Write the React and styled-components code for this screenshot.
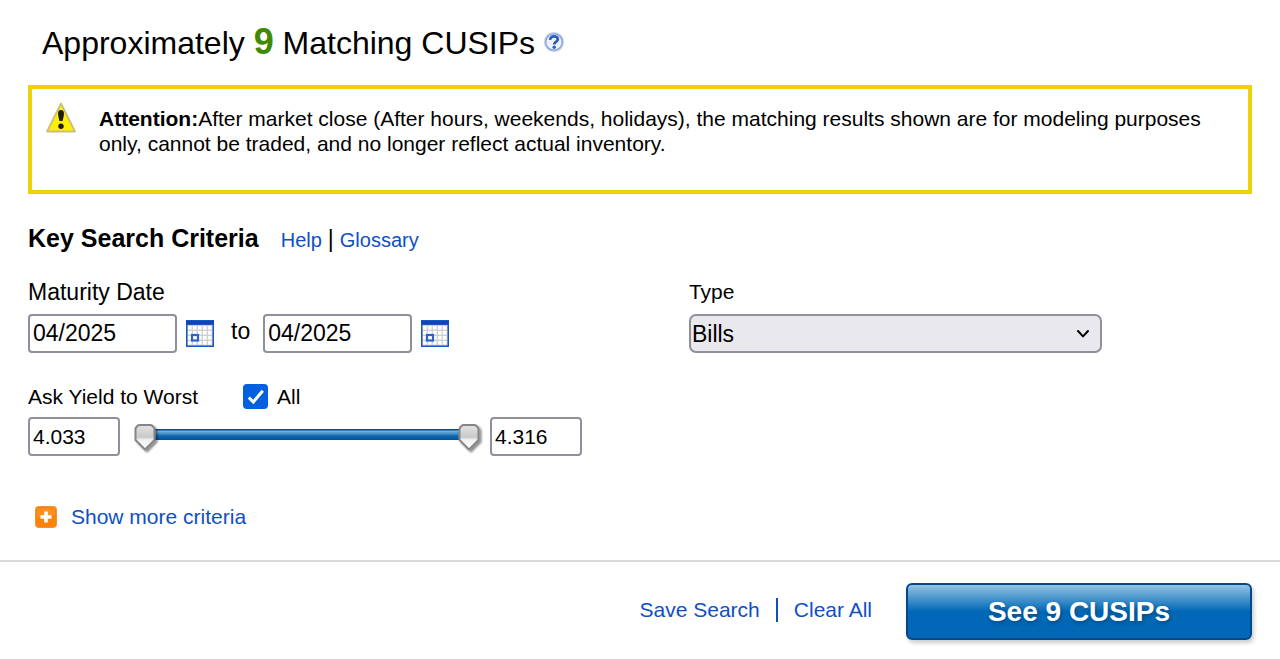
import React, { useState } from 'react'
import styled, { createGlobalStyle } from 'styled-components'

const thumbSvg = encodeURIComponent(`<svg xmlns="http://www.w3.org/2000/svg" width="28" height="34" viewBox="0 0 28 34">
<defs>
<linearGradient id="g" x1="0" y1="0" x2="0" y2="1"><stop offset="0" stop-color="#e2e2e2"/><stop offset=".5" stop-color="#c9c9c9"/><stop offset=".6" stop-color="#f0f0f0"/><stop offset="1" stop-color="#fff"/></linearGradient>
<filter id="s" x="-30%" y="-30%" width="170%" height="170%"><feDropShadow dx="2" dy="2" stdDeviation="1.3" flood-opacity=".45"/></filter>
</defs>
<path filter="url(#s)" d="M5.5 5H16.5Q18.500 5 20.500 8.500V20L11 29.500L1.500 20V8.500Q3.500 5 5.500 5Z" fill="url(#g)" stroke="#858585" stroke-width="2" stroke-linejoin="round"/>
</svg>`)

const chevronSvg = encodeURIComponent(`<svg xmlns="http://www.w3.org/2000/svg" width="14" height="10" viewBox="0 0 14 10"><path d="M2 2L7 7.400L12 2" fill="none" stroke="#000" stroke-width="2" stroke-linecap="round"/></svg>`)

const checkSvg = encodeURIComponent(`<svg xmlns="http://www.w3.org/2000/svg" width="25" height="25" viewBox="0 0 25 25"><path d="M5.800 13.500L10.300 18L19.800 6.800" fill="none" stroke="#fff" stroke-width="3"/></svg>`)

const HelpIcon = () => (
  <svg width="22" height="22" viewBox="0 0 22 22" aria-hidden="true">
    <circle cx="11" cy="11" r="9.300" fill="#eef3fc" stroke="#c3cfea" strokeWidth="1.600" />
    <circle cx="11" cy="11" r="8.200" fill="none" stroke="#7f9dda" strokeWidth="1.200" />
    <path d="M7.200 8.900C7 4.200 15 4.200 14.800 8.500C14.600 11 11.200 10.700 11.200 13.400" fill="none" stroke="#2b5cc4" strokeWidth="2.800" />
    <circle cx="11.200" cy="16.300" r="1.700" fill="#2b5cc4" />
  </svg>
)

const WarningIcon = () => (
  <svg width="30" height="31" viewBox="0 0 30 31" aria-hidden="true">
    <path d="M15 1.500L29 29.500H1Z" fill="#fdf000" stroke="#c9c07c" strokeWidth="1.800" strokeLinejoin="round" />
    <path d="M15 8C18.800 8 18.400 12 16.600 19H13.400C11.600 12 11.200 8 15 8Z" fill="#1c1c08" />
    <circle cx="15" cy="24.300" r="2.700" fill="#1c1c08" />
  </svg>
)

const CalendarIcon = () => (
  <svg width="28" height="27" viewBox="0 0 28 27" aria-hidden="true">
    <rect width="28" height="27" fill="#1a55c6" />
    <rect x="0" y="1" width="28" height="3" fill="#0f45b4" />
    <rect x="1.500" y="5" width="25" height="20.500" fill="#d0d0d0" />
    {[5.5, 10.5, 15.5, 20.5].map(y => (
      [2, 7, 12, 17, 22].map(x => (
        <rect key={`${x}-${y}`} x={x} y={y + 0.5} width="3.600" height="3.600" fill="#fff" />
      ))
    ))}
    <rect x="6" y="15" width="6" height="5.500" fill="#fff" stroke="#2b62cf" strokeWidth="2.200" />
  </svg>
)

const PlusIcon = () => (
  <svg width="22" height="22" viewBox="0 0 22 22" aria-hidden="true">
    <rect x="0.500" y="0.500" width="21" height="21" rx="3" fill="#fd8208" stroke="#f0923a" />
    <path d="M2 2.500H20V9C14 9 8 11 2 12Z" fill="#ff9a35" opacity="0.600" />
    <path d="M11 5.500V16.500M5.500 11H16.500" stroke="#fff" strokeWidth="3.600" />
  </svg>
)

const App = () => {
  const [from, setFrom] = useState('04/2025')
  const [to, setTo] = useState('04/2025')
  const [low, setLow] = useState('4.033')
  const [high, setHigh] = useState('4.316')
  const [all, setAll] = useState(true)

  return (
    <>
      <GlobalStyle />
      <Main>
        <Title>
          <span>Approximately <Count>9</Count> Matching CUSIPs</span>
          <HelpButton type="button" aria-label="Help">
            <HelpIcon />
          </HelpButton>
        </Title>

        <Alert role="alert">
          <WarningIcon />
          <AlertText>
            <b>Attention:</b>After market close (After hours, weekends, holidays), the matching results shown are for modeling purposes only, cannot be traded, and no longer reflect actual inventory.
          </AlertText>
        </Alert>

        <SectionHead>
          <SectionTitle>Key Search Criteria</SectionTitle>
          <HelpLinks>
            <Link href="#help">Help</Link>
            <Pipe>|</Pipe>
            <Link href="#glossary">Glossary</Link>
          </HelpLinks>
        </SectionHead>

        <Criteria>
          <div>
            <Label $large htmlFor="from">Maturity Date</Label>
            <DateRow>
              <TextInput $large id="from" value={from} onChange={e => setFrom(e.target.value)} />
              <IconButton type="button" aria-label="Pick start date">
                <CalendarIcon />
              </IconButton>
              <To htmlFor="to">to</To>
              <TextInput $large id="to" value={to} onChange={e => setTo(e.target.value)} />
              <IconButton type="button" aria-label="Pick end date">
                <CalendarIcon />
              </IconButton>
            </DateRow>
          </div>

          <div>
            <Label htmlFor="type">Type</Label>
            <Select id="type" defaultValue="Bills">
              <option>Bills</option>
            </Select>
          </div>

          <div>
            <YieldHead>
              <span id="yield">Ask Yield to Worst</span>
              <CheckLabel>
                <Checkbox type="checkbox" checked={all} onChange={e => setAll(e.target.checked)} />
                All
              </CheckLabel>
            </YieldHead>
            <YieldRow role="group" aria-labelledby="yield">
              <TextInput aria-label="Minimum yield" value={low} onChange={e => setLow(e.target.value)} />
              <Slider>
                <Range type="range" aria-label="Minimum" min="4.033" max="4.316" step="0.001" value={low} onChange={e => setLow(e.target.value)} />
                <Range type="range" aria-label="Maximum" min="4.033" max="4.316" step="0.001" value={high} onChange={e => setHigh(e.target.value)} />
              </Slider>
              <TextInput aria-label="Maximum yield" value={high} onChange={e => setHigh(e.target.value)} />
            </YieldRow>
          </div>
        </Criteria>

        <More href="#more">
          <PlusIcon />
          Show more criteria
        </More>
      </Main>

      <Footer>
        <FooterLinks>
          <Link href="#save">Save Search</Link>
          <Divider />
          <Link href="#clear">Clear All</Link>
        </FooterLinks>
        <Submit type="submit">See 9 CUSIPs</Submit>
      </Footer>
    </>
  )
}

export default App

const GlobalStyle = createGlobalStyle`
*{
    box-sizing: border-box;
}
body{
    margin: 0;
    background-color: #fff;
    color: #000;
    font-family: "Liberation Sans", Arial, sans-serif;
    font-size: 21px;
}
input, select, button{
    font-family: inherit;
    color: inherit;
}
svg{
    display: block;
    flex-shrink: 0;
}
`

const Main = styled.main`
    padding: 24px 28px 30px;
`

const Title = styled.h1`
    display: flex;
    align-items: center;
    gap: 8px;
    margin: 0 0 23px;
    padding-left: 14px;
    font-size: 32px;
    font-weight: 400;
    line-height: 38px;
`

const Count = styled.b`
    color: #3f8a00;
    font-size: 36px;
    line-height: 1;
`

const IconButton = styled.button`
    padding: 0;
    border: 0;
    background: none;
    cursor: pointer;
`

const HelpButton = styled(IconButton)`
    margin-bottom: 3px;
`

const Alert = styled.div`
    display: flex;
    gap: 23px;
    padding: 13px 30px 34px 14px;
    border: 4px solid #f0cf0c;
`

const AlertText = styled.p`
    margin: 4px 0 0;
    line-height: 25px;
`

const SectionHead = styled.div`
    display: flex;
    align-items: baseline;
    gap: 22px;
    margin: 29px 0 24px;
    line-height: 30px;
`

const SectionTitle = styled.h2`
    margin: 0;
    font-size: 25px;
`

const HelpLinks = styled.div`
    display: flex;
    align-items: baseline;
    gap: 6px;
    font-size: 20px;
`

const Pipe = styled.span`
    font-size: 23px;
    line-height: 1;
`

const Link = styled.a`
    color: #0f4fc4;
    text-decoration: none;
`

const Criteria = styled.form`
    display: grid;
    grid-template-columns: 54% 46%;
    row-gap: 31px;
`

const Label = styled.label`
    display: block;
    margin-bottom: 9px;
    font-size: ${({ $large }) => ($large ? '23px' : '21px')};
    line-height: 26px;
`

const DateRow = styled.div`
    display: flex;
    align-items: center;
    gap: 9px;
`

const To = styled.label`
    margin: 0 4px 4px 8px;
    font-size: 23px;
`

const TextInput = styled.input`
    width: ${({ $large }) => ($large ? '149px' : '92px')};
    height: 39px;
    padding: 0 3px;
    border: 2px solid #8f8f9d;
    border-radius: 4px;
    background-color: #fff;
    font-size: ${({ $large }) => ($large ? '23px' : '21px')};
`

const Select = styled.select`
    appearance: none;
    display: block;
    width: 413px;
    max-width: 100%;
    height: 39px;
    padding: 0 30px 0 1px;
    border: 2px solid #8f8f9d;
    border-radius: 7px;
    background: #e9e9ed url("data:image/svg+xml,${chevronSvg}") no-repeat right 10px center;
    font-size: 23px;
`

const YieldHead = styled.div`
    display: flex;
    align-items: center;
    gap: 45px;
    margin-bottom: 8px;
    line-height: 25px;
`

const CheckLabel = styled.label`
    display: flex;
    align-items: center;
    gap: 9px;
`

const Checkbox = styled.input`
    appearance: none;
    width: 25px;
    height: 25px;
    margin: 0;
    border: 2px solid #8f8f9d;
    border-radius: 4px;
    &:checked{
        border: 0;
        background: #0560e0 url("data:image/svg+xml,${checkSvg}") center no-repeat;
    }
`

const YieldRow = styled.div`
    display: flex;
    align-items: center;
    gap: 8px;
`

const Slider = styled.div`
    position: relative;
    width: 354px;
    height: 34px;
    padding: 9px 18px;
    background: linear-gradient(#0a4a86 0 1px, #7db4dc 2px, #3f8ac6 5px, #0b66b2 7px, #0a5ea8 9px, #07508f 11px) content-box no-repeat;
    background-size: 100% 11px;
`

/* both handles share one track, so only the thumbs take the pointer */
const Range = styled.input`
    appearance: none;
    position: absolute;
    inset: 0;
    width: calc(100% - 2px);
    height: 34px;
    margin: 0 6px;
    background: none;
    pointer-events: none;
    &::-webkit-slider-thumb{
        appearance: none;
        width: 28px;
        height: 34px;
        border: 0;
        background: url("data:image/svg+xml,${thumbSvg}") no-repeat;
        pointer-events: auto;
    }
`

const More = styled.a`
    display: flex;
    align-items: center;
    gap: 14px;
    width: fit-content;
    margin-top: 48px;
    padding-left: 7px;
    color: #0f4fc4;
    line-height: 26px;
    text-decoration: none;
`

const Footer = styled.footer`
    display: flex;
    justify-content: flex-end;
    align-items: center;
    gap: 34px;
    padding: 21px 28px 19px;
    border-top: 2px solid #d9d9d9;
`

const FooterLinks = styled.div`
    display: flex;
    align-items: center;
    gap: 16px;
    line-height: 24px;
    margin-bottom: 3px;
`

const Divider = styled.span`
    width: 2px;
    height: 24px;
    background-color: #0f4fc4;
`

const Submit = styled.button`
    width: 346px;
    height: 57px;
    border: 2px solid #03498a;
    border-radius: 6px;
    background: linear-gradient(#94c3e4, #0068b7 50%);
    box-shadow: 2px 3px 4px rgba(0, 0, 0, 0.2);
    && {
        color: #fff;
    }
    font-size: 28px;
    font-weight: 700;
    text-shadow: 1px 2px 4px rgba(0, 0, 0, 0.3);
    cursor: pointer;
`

------------

• WHAT YOU NEED TO DO:
Each line that has the word "React" should be copied.

• WRITTEN ANSWER:
Write the React and styled-components code for this screenshot.
import React, { useState } from 'react'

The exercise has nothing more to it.